I talked about being a grandfather. One of the joys of being a grandparent is that you can watch your grandchildren, and just enjoy the developmental process. My grandkids are from age 3 to 30, so I have watched the developmental process over a long period of time. It’s fascinating. I wish I could have done that with my kids more. But sometimes you are too flustered and too frazzled to pay much attention to the developmental process. If you can get that developmental process into your mind, not set your expectations too high, and remember that when they seem out to get you, to make light of it and join in, you’ll be able to enjoy them a lot more.
No matter what stage in the developmental process your kids are at, they need some boundaries. Humor goes a long way in enforcing boundaries in a non-angry, non-putative manner. And think about using paradox, suggesting the opposite of what you want. I have fun doing that with my grandkids. I think the best advice that I can give you is to practice learning to enjoy them for who they are and how they are at this particular stage of life, because it only lasts for a little while and then it’s gone.

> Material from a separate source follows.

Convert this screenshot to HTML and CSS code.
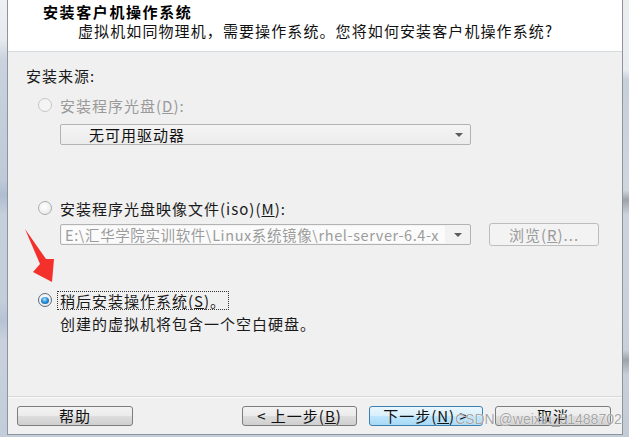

My youngest son had another child who is now age 3 and 10 years younger than her sister. When he was born I thought, “Oh boy, I get to watch another little person become a big person all over again.” I don’t know how long I’ll get to do that, but I enjoy every minute. And if parents can learn to enjoy their kids in their uniqueness, in their silliness, in their “kidness” that goes a long way to reduce anger.

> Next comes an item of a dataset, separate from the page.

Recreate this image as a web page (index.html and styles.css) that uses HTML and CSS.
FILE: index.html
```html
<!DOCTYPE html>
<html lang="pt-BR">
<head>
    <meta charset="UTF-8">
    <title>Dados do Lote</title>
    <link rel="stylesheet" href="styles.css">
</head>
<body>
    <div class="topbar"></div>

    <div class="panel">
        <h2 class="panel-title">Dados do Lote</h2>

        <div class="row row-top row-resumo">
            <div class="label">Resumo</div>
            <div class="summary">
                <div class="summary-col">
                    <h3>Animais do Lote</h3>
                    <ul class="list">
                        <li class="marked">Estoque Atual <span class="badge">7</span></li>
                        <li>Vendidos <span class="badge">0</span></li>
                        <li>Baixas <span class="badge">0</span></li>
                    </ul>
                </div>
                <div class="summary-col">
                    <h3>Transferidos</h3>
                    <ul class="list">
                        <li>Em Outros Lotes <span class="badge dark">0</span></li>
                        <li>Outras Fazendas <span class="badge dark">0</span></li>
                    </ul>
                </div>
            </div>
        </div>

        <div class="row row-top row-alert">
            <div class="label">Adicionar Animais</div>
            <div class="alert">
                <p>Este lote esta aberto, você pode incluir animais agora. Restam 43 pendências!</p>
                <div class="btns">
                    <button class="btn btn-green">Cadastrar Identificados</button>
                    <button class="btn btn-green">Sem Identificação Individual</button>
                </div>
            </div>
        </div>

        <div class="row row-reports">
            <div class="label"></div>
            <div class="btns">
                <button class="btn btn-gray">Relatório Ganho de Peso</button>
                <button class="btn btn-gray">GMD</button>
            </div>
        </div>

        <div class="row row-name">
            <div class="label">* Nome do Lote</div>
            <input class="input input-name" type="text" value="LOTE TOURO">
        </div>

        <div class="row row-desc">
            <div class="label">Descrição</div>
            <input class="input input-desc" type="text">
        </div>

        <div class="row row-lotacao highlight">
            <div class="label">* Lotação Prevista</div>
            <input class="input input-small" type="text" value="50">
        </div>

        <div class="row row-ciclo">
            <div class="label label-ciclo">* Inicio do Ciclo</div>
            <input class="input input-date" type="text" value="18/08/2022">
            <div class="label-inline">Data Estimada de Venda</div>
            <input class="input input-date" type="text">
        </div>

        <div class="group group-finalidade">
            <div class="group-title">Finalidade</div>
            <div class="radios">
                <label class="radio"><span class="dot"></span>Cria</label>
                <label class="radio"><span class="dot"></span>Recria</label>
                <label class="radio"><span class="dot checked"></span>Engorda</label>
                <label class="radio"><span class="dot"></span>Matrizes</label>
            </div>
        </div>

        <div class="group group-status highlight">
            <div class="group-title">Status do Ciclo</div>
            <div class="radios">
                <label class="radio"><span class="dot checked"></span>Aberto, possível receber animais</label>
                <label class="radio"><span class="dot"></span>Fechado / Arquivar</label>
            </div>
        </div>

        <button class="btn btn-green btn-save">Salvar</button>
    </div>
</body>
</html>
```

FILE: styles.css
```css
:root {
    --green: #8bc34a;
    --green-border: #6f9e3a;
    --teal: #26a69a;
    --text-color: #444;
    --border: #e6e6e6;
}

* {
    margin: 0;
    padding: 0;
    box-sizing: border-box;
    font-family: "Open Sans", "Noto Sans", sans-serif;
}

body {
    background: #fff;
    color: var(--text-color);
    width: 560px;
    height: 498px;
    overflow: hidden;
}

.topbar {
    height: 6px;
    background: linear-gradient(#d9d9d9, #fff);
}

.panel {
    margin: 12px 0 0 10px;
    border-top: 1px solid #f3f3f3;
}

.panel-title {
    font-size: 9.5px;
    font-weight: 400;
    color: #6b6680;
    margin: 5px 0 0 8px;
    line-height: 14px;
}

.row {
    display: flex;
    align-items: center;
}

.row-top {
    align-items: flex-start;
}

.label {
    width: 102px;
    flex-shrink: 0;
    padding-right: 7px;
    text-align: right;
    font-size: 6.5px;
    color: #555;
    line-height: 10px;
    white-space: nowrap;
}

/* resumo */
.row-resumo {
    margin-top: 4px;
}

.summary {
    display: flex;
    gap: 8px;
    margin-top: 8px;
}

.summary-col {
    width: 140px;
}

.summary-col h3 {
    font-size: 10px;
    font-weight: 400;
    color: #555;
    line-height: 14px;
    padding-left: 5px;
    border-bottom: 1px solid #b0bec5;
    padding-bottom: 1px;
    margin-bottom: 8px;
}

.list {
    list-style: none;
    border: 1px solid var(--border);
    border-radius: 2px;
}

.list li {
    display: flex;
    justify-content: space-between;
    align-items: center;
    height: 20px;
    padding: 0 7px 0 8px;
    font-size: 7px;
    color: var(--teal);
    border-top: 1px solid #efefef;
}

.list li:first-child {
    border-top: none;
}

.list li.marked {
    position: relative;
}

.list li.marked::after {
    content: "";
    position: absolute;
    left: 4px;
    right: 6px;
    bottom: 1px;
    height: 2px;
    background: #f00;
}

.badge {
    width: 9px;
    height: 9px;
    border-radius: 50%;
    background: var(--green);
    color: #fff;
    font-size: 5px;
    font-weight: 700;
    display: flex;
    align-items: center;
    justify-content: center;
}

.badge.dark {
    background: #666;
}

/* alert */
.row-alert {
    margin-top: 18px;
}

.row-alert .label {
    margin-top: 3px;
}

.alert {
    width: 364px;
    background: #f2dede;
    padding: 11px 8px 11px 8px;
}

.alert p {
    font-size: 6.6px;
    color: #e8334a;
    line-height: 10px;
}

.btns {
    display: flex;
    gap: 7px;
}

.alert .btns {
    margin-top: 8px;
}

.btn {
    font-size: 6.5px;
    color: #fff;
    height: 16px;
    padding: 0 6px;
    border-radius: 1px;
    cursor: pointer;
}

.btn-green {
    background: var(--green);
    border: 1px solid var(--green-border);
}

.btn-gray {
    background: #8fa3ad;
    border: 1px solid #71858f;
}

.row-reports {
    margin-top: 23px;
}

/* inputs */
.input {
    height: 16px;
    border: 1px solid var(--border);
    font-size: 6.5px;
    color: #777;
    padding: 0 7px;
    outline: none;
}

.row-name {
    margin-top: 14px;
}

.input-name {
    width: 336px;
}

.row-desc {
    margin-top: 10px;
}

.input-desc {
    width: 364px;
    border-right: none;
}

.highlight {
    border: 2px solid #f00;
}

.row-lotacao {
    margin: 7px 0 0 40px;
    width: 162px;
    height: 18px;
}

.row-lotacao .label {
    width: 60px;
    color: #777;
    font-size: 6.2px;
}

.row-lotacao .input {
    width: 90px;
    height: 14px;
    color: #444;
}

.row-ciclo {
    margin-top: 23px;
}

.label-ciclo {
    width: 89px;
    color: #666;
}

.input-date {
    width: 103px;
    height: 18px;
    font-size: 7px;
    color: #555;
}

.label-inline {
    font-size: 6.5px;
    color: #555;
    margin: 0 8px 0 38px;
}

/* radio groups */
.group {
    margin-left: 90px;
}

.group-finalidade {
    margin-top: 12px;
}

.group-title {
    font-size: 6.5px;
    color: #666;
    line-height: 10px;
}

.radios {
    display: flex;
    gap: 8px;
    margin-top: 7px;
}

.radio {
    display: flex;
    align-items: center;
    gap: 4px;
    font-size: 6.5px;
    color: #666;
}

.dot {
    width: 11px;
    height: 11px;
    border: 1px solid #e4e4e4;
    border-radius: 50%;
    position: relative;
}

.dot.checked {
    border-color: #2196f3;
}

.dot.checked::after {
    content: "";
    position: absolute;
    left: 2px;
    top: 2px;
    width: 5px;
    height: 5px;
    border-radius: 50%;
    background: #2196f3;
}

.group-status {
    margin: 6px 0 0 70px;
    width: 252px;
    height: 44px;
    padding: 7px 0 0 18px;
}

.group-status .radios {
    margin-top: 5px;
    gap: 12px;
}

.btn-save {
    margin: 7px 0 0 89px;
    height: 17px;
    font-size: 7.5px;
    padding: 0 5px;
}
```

So good luck with that. You won’t do it consistently, just do it more than you’re doing it now and that’s all you’ve got to do. Remember you just have to be a good enough parent. Don’t be too good, or you’ll spoil your child and make him into a little monster. Don’t be no good because then you’ll ruin your kids. God made us so that all we have to be is good enough, which means somewhat consistent. And also, try to remember to lighten up.